By Jessica Tanner
Elizabeth Eide stood in an emergency room. Doctors and nurses rushed in and out, performing tests. Eide assisted them as the patient’s condition worsened. It would become one of Eide’s most profound experiences in the nursing program. Not just because it was challenging, but also because it solidified her love for nursing.
Eide is a sixth-semester nursing student focusing her studies in the ER and ICU. Surprisingly, she came close to not applying for the program. Her first fascination for medicine came from an anatomy class in high school. When she came to college, she knew she wanted something service-oriented. “I really needed that human interaction component,” she explains. But watching friends and peers struggle through prerequisites of the nursing program intimidated her. She tried for teaching, but it was not long before something called her back to medicine.
That something was Grey’s Anatomy. Although now Eide recognizes the popular television show is unrealistic, watching it re-sparked that interest from high school. She says, “I just remembered how much I loved the body, how much it fascinated me, and how emergency medicine was just exciting.” She was determined to give it a shot. Since becoming a nursing student, Eide has not looked back.

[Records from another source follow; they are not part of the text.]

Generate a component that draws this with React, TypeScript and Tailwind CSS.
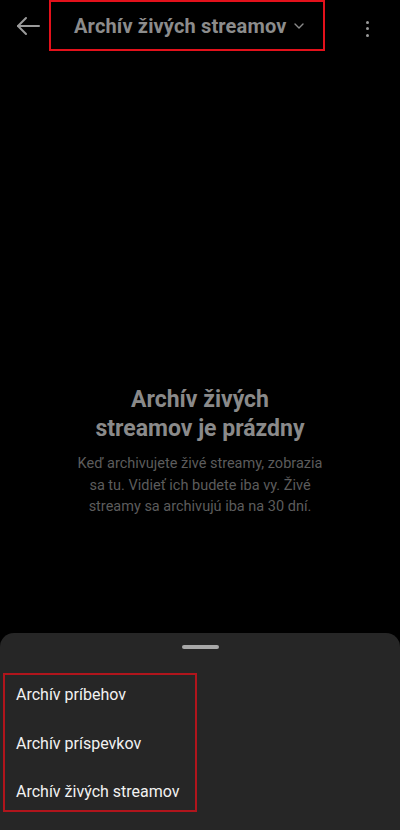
import React from "react";

function BackArrow() {
  return (
    <svg width="26" height="26" viewBox="0 0 26 26" fill="none" stroke="#9a9a9a" strokeWidth="2" strokeLinecap="round" strokeLinejoin="round">
      <path d="M24 13H3" />
      <path d="M11 5L3 13L11 21" />
    </svg>
  );
}

function Chevron() {
  return (
    <svg width="12" height="8" viewBox="0 0 12 8" fill="none" stroke="#8a8a8a" strokeWidth="1.4" strokeLinecap="round" strokeLinejoin="round">
      <path d="M2 2L6 6L10 2" />
    </svg>
  );
}

function Kebab() {
  return (
    <div className="flex flex-col items-center gap-[3.5px]">
      <span className="block w-[3px] h-[3px] rounded-full bg-[#9a9a9a]" />
      <span className="block w-[3px] h-[3px] rounded-full bg-[#9a9a9a]" />
      <span className="block w-[3px] h-[3px] rounded-full bg-[#9a9a9a]" />
    </div>
  );
}

export default function App() {
  const items = ["Archív príbehov", "Archív príspevkov", "Archív živých streamov"];
  return (
    <div
      className="w-[400px] h-[830px] bg-black flex flex-col overflow-hidden"
      style={{ fontFamily: "Roboto, 'Noto Sans', sans-serif" }}
    >
      {/* top bar */}
      <div className="h-[58px] flex items-start shrink-0">
        <div className="w-[49px] h-[51px] flex items-center pl-[15px]">
          <BackArrow />
        </div>
        <div className="w-[276px] h-[51px] border-2 border-[#e3111b] flex items-center pl-[23px] gap-[7px]">
          <span className="text-[20px] font-bold text-[#8c8c8c] tracking-[0.15px] leading-none">Archív živých streamov</span>
          <Chevron />
        </div>
        <div className="flex-1 h-[58px] flex items-center justify-end pr-[31px] pb-[1px]">
          <Kebab />
        </div>
      </div>

      {/* empty state */}
      <div className="flex-1 flex flex-col items-center pt-[327px]">
        <h1 className="text-[23px] font-bold text-[#8a8a8a] leading-[29px] text-center">
          Archív živých
          <br />
          streamov je prázdny
        </h1>
        <p className="mt-[10px] text-[14.5px] text-[#5c5c5c] leading-[21.5px] text-center">
          Keď archivujete živé streamy, zobrazia
          <br />
          sa tu. Vidieť ich budete iba vy. Živé
          <br />
          streamy sa archivujú iba na 30 dní.
        </p>
      </div>

      {/* bottom sheet */}
      <div className="h-[197px] shrink-0 bg-[#262626] rounded-t-[14px] flex flex-col">
        <div className="flex justify-center pt-[12px]">
          <div className="w-[37px] h-[4px] rounded-full bg-[#a8a8a8]" />
        </div>
        <div className="mt-[24px] ml-[3px] w-[194px] h-[139px] border-2 border-[#b0151c] flex flex-col gap-[8.5px]">
          {items.map((t) => (
            <div key={t} className="h-[40px] shrink-0 flex items-center pl-[11px]">
              <span className="text-[16px] text-[#f2f2f2] leading-none">{t}</span>
            </div>
          ))}
        </div>
      </div>
    </div>
  );
}
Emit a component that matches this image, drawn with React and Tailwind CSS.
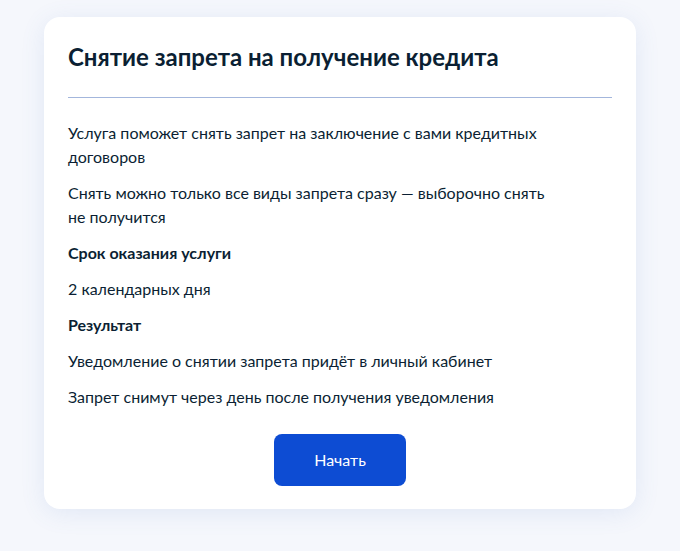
import React from "react";

export default function App() {
  const font = { fontFamily: "Lato, 'Noto Sans', sans-serif" };

  return (
    <div className="min-h-screen bg-[#f5f7fc] px-[44px] pt-[17px] pb-10" style={font}>
      <div className="w-[592px] bg-white rounded-2xl shadow-[0_4px_24px_rgba(86,125,200,0.12)] px-6 pt-6 pb-[23px] text-[#0b1f33]">
        <h1 className="text-[24px] leading-8 font-bold">Снятие запрета на получение кредита</h1>
        <div className="mt-6 mb-[23px] h-px bg-[#a3b6dc]" />

        <div className="flex flex-col gap-3 text-base leading-6">
          <p className="max-w-[480px]">Услуга поможет снять запрет на заключение с вами кредитных договоров</p>
          <p className="max-w-[480px]">Снять можно только все виды запрета сразу — выборочно снять не получится</p>
          <p className="font-bold">Срок оказания услуги</p>
          <p>2 календарных дня</p>
          <p className="font-bold">Результат</p>
          <p>Уведомление о снятии запрета придёт в личный кабинет</p>
          <p>Запрет снимут через день после получения уведомления</p>
        </div>

        <div className="flex justify-center mt-[25px]">
          <button className="w-[132px] h-[52px] rounded-lg bg-[#0d4cd3] text-white text-base">
            Начать
          </button>
        </div>
      </div>
    </div>
  );
}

That led her to days like the one at the ER. Eide stayed with the patient as their status deteriorated. “I pretty much watched their entire decline,” Eide remembers. But the nursing program is not just about observation. It is hands-on. Eide was glad to help with critical yet simple tasks such as pouring sterile water onto a tray so the doctor could insert a catheter. The patient was taken to the trauma bay and then to the ICU to receive proper care.
It is essential to be there with a patient, but it is equally important to help those that are there for them. Eide took the time to help the patient’s family member. “It was a very scary situation for them,” Eide recalls. “I had the chance to just sit there with them and explain what was going on and ask what they needed. And that is such a crucial and sacred part of nursing.”
Nurses spend the most time with the patient and their loved ones. “We meet complete strangers on their worst days ever, their most vulnerable times,” Eide says. “That’s really a sacred privilege because you have the opportunity to teach them, and to comfort them, and to educate them, and to be there for them.”
When not focusing on nursing, Eide balances her life with fun, rest, and enjoying unique college experiences. “I’ve made it a point throughout my nursing career to make sure I take care of myself and remember that nursing is not my whole life,” she says. She enjoys dancing, hiking, and watching movies. She also has a hidden talent: impersonations. Top picks include Brittany Spears, Shakira, Sarah Palin, and Kermit the Frog.
Though she admits it is surreal to be graduating, Eide is looking forward to the next step in her life. “BYU’s nursing program is really good and they prepare you really well…we have over 200 clinical hours in our capstone so we get a lot of hands-on experience,” she explains. It is an intimidating change but Eide believes in God’s help. “I feel like this is my calling so I have no doubt that in the time that I need it, I’ll be blessed.” With that confidence, Eide turns to the next chapter of her life.